When I ran a randomized dataset through the model the accuracy dropped by quite a lot to ~53%.
I calculated the differences between the predicted and actual values simply by subtracting the probability of surival by the class (0 or 1) and taking the absolute value. I then calculated the medians.
The median errors for the random data: 46.1%
The median errors for the non-random data: 11.3%
Then I plotted the distributions of these errors for the random and non-random samples.
In order to see if the differences were due to chance I ran the median error for each sample through a Wilcoxon sign ranked test - which is a way to compare non-normal distributions. This test determined that these error distributions are significantly different from one another: p-value: 0.00000000000000000000.
After finding the p-vlaue I used a non-parametric bootstrapping method to calculate confidence intervals.
The confidence intervals in the non-random data (95.0%, 10.3%, 12.1%) are lower than the random data (95.0%, 41.6%, 51.8%), further supporting that these two distributon of errors do not have much overlap.
I set out to try and apply some of the validation metrics used in statistics to machine learning. The idea is certainly not totally there, but I think this process is a good start to marrying two fundamental concepts between statistics and machine learning.

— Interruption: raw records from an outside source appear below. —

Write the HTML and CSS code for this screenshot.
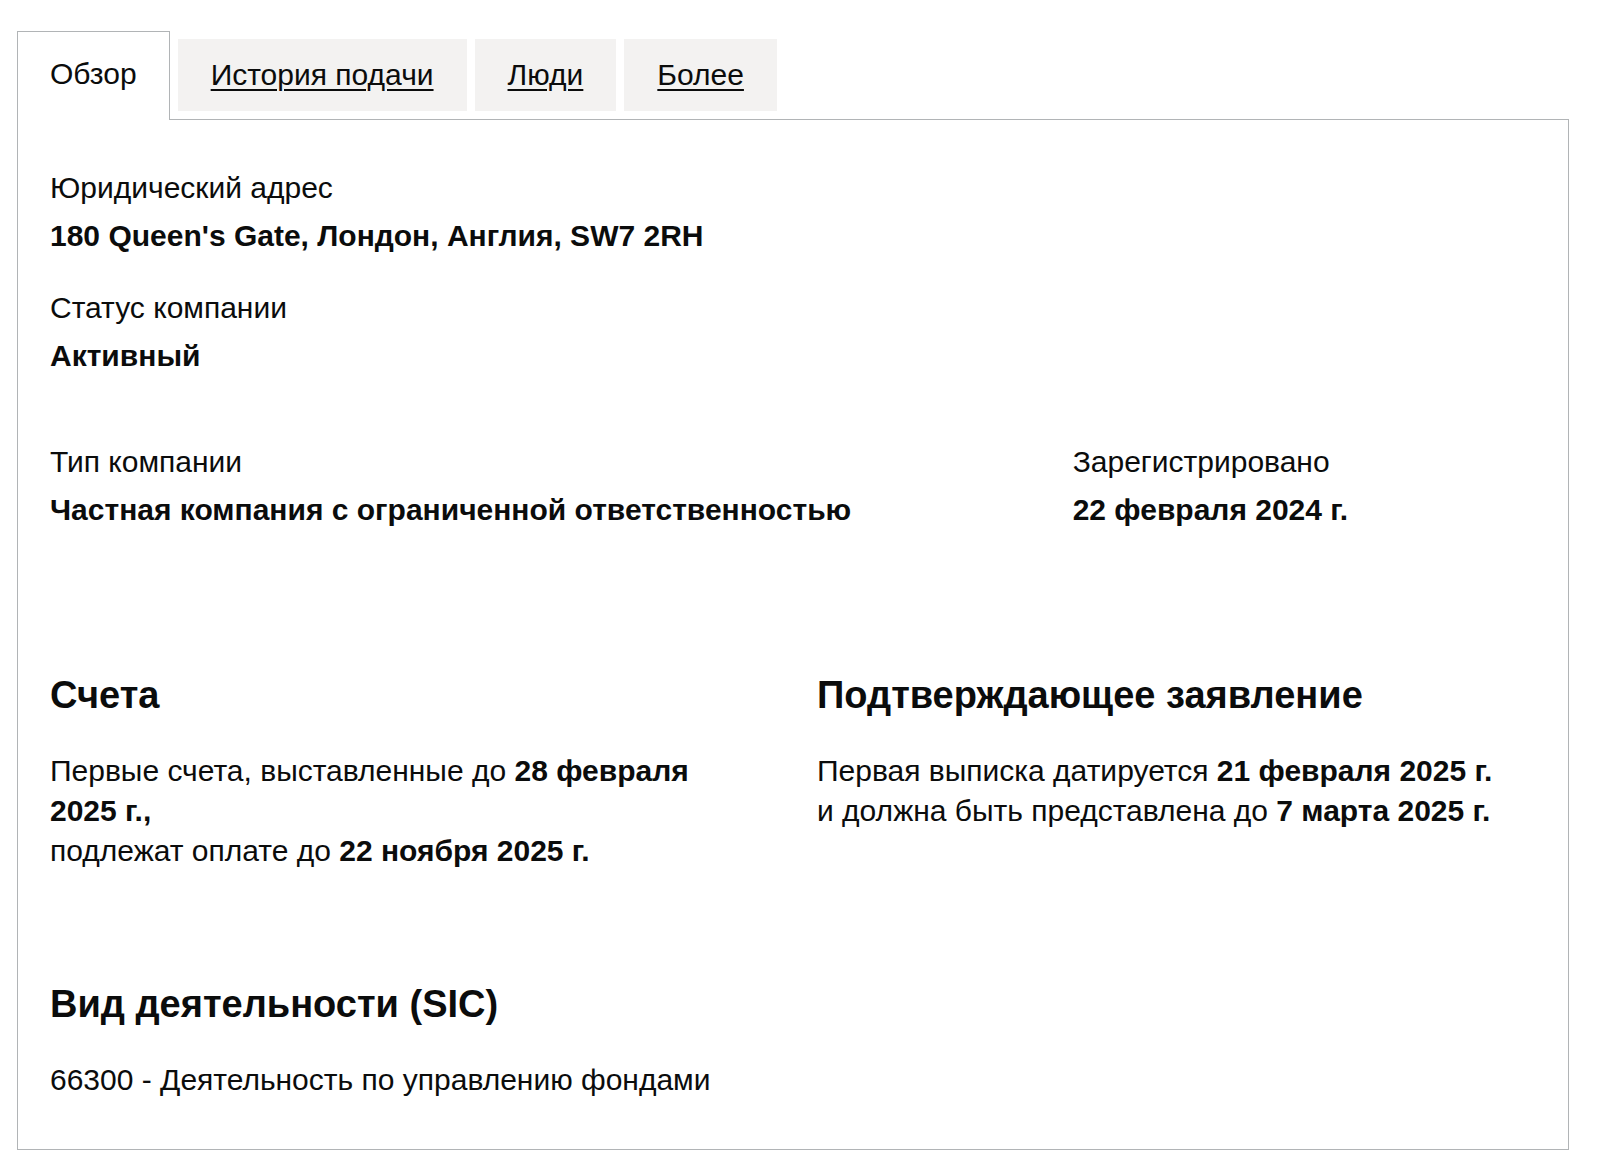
FILE: index.html
```html
<!DOCTYPE html>
<html lang="ru">
<head>
    <meta charset="UTF-8">
    <title>Обзор компании</title>
    <link rel="stylesheet" href="styles.css">
</head>
<body>
    <div class="page">
        <ul class="tabs">
            <li class="tab tab-selected"><span>Обзор</span></li>
            <li class="tab"><a href="#">История подачи</a></li>
            <li class="tab"><a href="#">Люди</a></li>
            <li class="tab"><a href="#">Более</a></li>
        </ul>

        <div class="panel">
            <dl class="field">
                <dt>Юридический адрес</dt>
                <dd>180 Queen's Gate, Лондон, Англия, SW7 2RH</dd>
            </dl>

            <dl class="field field-spaced">
                <dt>Статус компании</dt>
                <dd>Активный</dd>
            </dl>

            <div class="row row-wide">
                <dl class="field col-two-thirds">
                    <dt>Тип компании</dt>
                    <dd>Частная компания с ограниченной ответственностью</dd>
                </dl>
                <dl class="field col-one-third">
                    <dt>Зарегистрировано</dt>
                    <dd>22 февраля 2024 г.</dd>
                </dl>
            </div>

            <div class="row row-sections">
                <div class="col-half">
                    <h2>Счета</h2>
                    <p>Первые счета, выставленные до <strong>28 февраля <span class="nowrap">2025 г.,</span></strong><br>
                    подлежат оплате до <strong>22 ноября 2025 г.</strong></p>
                </div>
                <div class="col-half">
                    <h2>Подтверждающее заявление</h2>
                    <p>Первая выписка датируется <strong>21 февраля 2025 г.</strong><br>
                    и должна быть представлена до <strong>7 марта 2025 г.</strong></p>
                </div>
            </div>

            <h2 class="sic-title">Вид деятельности (SIC)</h2>
            <p>66300 - Деятельность по управлению фондами</p>
        </div>
    </div>
</body>
</html>
```

FILE: styles.css
```css
* {
    margin: 0;
    padding: 0;
    box-sizing: border-box;
}

body {
    background-color: #ffffff;
    color: #0b0c0c;
    font-family: 'Liberation Sans', Arial, sans-serif;
    font-size: 30px;
    line-height: 40px;
}

.page {
    padding: 39px 31px 15px 17px;
}

.tabs {
    list-style: none;
    display: flex;
    align-items: flex-start;
}

.tab {
    background-color: #f3f2f1;
    padding: 16px 33px;
    margin-right: 8px;
}

.tab a {
    color: #0b0c0c;
    text-decoration: underline;
    text-decoration-thickness: 2px;
    text-underline-offset: 4px;
}

.tab-selected {
    background-color: #ffffff;
    border: 1px solid #b1b4b6;
    border-bottom: 0;
    margin-top: -8px;
    margin-bottom: -1px;
    padding: 22px 32px 26px;
    position: relative;
}

.panel {
    border: 1px solid #b1b4b6;
    padding: 48px 32px 49px 32px;
}

.field dt {
    font-weight: 400;
    margin-bottom: 8px;
}

.field dd {
    font-weight: 700;
}

.field-spaced {
    margin-top: 32px;
}

.row {
    display: flex;
    margin: 0 -24px;
}

.row > * {
    padding: 0 24px;
}

.row-wide {
    margin-top: 66px;
}

.col-two-thirds {
    width: 66.6667%;
}

.col-one-third {
    width: 33.3333%;
}

.col-half {
    width: 50%;
}

.row-sections {
    margin-top: 141px;
}

h2 {
    font-size: 38px;
    line-height: 48px;
    font-weight: 700;
    margin-bottom: 32px;
}

.sic-title {
    margin-top: 109px;
}

strong {
    font-weight: 700;
}

.nowrap {
    white-space: nowrap;
}
```
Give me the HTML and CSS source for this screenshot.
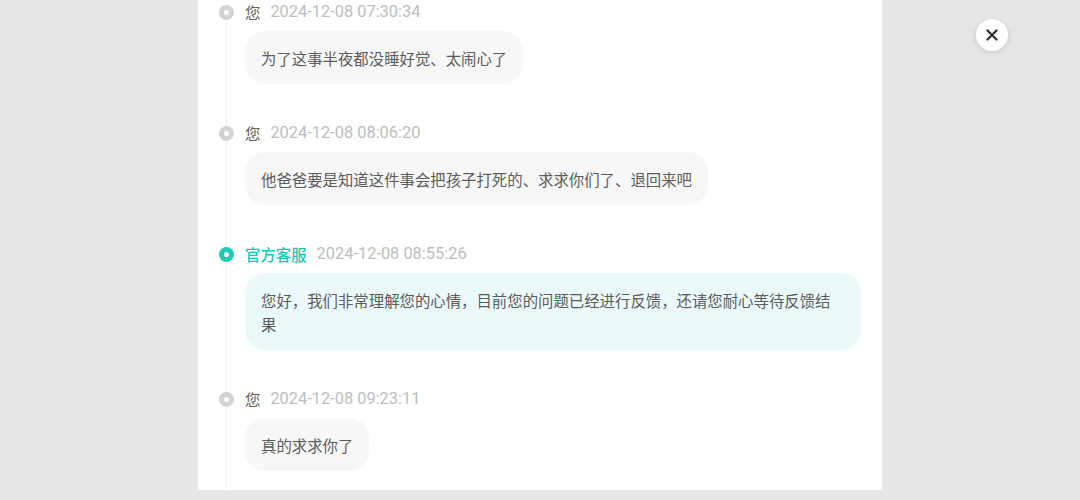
FILE: index.html
```html
<!DOCTYPE html>
<html lang="zh-CN">
<head>
<meta charset="utf-8">
<link rel="stylesheet" href="styles.css">
</head>
<body>
<div class="page">
  <div class="panel">
    <div class="timeline">
      <div class="item">
        <span class="dot"></span>
        <div class="body">
          <div class="head"><span class="name">您</span><span class="time">2024-12-08 07:30:34</span></div>
          <div class="bubble">为了这事半夜都没睡好觉、太闹心了</div>
        </div>
      </div>
      <div class="item">
        <span class="dot"></span>
        <div class="body">
          <div class="head"><span class="name">您</span><span class="time">2024-12-08 08:06:20</span></div>
          <div class="bubble">他爸爸要是知道这件事会把孩子打死的、求求你们了、退回来吧</div>
        </div>
      </div>
      <div class="item official">
        <span class="dot"></span>
        <div class="body">
          <div class="head"><span class="name">官方客服</span><span class="time">2024-12-08 08:55:26</span></div>
          <div class="bubble">您好，我们非常理解您的心情，目前您的问题已经进行反馈，还请您耐心等待反馈结果</div>
        </div>
      </div>
      <div class="item">
        <span class="dot"></span>
        <div class="body">
          <div class="head"><span class="name">您</span><span class="time">2024-12-08 09:23:11</span></div>
          <div class="bubble">真的求求你了</div>
        </div>
      </div>
    </div>
  </div>
</div>
<button class="close" aria-label="关闭">
  <svg width="14" height="14" viewBox="0 0 14 14"><path d="M2.5 2.5 L11.5 11.5 M11.5 2.5 L2.5 11.5" stroke="#333" stroke-width="2.4" stroke-linecap="round"/></svg>
</button>
</body>
</html>
```
FILE: styles.css
```css
html, body {
  margin: 0;
  padding: 0;
  background: #e6e6e6;
  height: 500px;
  overflow: hidden;
}
body {
  font-family: "Noto Sans CJK SC", "Noto Sans", sans-serif;
}
.page {
  display: flex;
  padding-left: 198px;
}
.panel {
  width: 684px;
  height: 490px;
  background: #fff;
  box-sizing: border-box;
  padding: 1px 21px 0 21px;
  overflow: hidden;
}
.timeline {
  position: relative;
}
.timeline::before {
  content: "";
  position: absolute;
  left: 7px;
  top: 10px;
  bottom: -600px;
  width: 1px;
  background: #efefef;
}
.item {
  display: flex;
  gap: 11px;
  margin-bottom: 38px;
  position: relative;
}
.dot {
  flex: none;
  width: 15px;
  height: 15px;
  margin-top: 4px;
  border-radius: 50%;
  background: #d3d3d3;
  display: flex;
  align-items: center;
  justify-content: center;
}
.dot::after {
  content: "";
  width: 5px;
  height: 5px;
  border-radius: 50%;
  background: #fff;
}
.official .dot {
  background: #1ccab6;
}
.body {
  flex: 1;
  min-width: 0;
  display: flex;
  flex-direction: column;
  align-items: flex-start;
}
.head {
  display: flex;
  align-items: center;
  gap: 10px;
  height: 22px;
  line-height: 22px;
  font-size: 15.4px;
}
.name {
  color: #5e5e5e;
}
.official .name {
  color: #1cc6b2;
  font-weight: 500;
}
.time {
  color: #bdbdbd;
  font-family: Roboto, "Noto Sans", sans-serif;
  font-size: 16.4px;
  line-height: 22px;
}
.bubble {
  margin-top: 8px;
  background: #f7f7f7;
  color: #5c5c5c;
  font-size: 15.4px;
  line-height: 24px;
  padding: 14.5px 16px;
  border-radius: 20px;
  box-sizing: border-box;
}
.official .bubble {
  background: #ebf9fa;
  width: 100%;
}
.close {
  position: fixed;
  top: 19px;
  left: 976px;
  width: 32px;
  height: 32px;
  border: none;
  border-radius: 50%;
  background: #fff;
  box-shadow: 0 2px 6px rgba(0,0,0,0.12);
  display: flex;
  align-items: center;
  justify-content: center;
  padding: 0;
}
```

The p-values and confidence intervals scale down in a way that makes sense with a smaller dataset.
Some other ideas:
Instead of using an absolute error, this could be refined by doing the same process with a metric like LogLoss - which has some interesting properties on it’s own.
Using non-parametric comparisons make sense if you don’t know the distribution of the data, but what if you do?
Maybe running one random permutation isn’t enough, are there concepts that can be borrowed from Montecarlo simulations? Or is this just extra work without any benefit?
I ran a random sample as well as the training sample through the dataset, but I did not use the test sample (mostly because the results are not available).